■ Given task ■
Search the data for the word "this". Reproduce every line where it is found.

■ Supplied entries ■
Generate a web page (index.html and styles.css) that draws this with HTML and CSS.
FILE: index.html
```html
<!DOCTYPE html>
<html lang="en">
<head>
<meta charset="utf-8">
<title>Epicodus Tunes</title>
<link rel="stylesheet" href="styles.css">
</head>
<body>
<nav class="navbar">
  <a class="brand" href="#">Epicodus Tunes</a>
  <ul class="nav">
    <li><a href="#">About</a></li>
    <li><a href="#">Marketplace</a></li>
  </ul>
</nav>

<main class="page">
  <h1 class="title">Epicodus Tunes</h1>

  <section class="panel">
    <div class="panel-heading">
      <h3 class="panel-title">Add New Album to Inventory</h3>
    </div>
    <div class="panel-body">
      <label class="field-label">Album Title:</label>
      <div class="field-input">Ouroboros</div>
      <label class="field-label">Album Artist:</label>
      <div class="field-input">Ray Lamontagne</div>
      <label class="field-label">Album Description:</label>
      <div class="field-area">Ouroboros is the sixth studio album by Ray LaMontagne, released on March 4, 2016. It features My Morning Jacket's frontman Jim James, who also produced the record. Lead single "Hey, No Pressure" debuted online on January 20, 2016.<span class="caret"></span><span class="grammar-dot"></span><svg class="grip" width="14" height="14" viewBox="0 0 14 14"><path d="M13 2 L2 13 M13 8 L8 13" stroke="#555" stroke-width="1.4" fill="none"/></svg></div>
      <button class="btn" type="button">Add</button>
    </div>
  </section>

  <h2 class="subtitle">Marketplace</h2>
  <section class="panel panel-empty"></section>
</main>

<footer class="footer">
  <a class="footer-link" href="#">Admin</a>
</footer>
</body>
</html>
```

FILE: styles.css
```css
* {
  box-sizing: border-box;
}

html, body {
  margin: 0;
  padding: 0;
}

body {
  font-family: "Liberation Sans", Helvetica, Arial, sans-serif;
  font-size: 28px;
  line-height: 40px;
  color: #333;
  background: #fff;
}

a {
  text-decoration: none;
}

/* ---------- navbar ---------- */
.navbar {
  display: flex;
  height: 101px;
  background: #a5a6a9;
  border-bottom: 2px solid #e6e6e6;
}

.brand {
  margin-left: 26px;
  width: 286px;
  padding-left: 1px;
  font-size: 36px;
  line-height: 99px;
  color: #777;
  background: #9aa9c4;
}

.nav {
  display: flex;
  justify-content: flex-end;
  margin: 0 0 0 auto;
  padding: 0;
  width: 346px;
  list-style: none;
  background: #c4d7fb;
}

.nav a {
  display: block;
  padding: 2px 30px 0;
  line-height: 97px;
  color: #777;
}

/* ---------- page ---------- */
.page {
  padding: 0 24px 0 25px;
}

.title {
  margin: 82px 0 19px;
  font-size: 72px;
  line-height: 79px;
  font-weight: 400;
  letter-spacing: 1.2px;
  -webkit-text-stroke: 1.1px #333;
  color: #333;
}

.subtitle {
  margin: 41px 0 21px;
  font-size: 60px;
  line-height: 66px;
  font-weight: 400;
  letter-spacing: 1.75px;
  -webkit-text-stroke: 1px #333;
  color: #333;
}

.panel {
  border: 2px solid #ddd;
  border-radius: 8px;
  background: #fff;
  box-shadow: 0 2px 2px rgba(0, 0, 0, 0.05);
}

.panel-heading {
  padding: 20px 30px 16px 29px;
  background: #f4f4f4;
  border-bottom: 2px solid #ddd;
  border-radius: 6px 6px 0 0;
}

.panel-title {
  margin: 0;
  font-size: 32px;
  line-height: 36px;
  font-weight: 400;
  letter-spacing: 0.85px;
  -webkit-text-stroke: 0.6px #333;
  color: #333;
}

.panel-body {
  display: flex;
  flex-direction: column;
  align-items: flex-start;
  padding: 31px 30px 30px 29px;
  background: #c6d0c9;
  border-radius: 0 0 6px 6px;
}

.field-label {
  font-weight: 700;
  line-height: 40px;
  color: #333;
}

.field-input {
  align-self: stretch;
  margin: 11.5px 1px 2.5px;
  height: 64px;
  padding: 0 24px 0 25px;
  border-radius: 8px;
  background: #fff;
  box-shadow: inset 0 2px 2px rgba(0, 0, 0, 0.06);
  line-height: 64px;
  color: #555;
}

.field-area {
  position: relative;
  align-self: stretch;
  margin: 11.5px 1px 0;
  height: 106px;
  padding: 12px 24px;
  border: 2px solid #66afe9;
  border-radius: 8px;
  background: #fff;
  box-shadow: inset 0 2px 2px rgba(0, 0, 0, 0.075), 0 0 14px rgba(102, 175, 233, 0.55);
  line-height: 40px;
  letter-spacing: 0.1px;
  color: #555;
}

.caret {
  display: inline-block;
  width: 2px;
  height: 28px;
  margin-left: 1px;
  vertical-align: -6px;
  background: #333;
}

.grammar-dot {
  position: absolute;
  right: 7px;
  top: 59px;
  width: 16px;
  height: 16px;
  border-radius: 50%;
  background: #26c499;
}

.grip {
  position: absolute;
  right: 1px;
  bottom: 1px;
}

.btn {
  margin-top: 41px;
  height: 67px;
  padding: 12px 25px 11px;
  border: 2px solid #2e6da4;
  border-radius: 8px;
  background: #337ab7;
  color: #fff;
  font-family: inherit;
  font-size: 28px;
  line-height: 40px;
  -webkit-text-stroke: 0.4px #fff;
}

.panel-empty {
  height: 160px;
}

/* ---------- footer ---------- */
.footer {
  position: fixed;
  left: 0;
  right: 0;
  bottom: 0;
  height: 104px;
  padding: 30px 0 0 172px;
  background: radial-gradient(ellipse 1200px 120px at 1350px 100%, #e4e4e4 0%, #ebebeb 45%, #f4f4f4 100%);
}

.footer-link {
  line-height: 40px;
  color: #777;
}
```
==
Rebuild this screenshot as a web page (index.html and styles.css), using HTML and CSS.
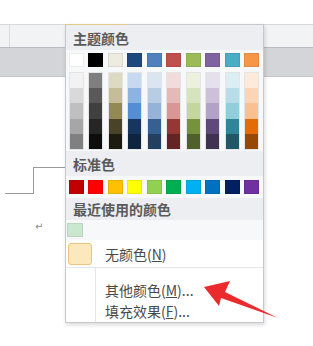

■ Full answer ■
Generate a web page (index.html and styles.css) that draws this with HTML and CSS.
Rebuild this screenshot as a web page (index.html and styles.css), using HTML and CSS.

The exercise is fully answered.